Making gold crowns for teeth–specifically, a gold bridge in this instance–is a case study in patience and perseverance. It’s an amazingly long and drawn out process that demands the complete marriage of artistry and precision to reach a final product that is worth being proud of. Lately, my perseverance has been wearing thin: three late, oh-so-late nights in the lab in a row can do that to a person. I’m doing my best to be patient with this project, but it’s becoming increasingly difficult as I find myself more and more exhausted during following days.
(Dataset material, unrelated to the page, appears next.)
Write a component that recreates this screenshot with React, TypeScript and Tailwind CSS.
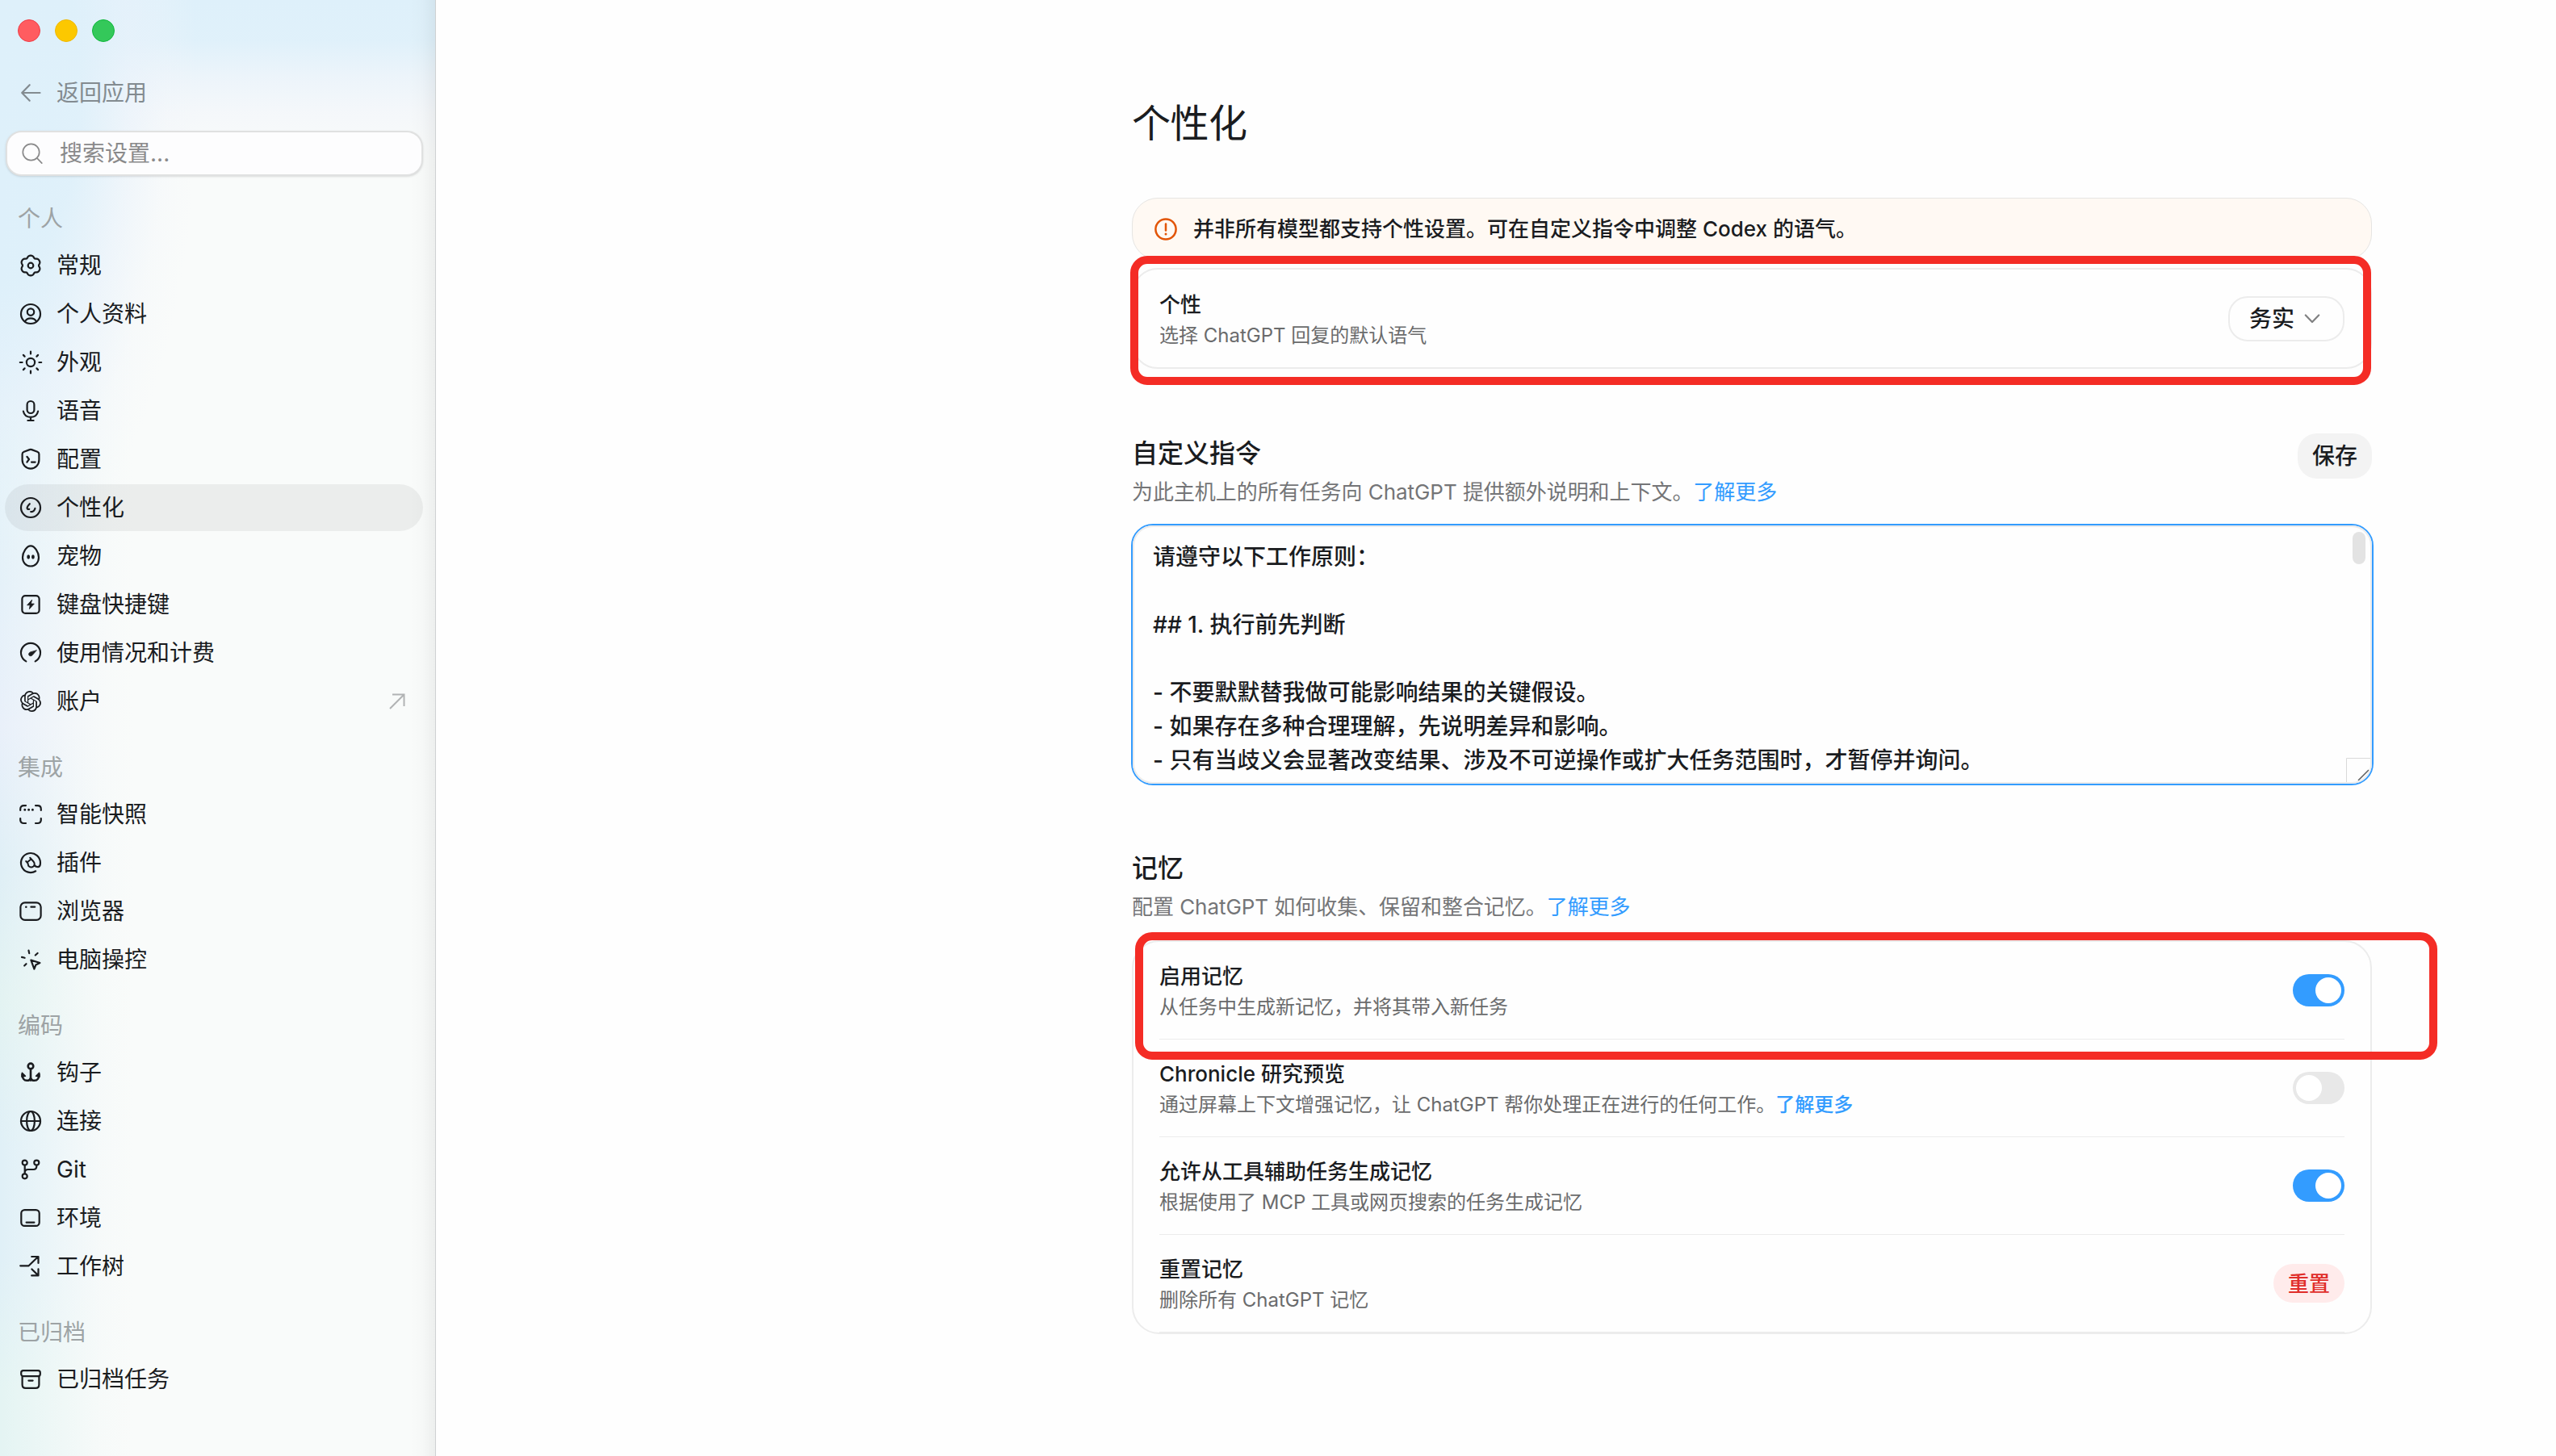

A few nights ago, as the terminology goes, I cast the gold bridge as two separate pieces, let them cool on the desk for a few minutes, and eventually dropped them in cold water. In anticipation, I carefully broke the stone mold that encased my gold work. After using a sandblaster to take off the remaining grit of stubborn stone, I finally had a chance to see the artistry of my waxed model turned into gold.
I was thrilled with the first piece; it fit the prepared teeth exactly and had a smooth surface for easy polishing. As for the other, something went wrong and it was covered on the outside with an unbelievable number of little bumps, so much so that it looked like a hereditary disorder of sorts.
By this time, it was already past 10 in the evening. Truly, I didn’t want to deal with all those bumps. I wanted to go home, home, home. I wanted to relax, sleep. Nonetheless, I eventually turned off my needs and decided to stay in the lab and persevere: I wanted to get rid of all those ugly bumps that turned the original sleek and waxed surface into a disfigured monster of gold. I pulled out a hand piece drill, attached a cutting bur, and starting smoothing away the bumps bit by bit.
As I was cutting, the air in front of me started to become hazy–gold dust was everywhere. Even though I was wearing protective lenses and a mask, there were still plenty of surfaces on my person for the dust to come rest on. I became dusted with gold. It might have been an annoyance and even a potential problem for my health if I breathed in gold dust regularly. Instead, I considered it as just a hazard of the job, that it was something I wouldn’t have to do in the same quantity once I start working in a private practice.
In the end, my patience paid off and I actually finished the project on time. I trimmed off areas where there was too much gold, I carved in secondary anatomy with a bur, and spent a ridiculous amount of time polishing and polishing until the gold shone with a lovely, crisp and clear color. Even though I lost a lot of sleep over this project, I felt a sort of maternal pride for my work when all was said and done. Oddly, it was gratifying to have finally come to an end.
Lesson learned: Always pull through and persevere, have patience in all you put your heart and soul into. No matter the struggles, the relief and joy that comes at the end is worth aspiring for.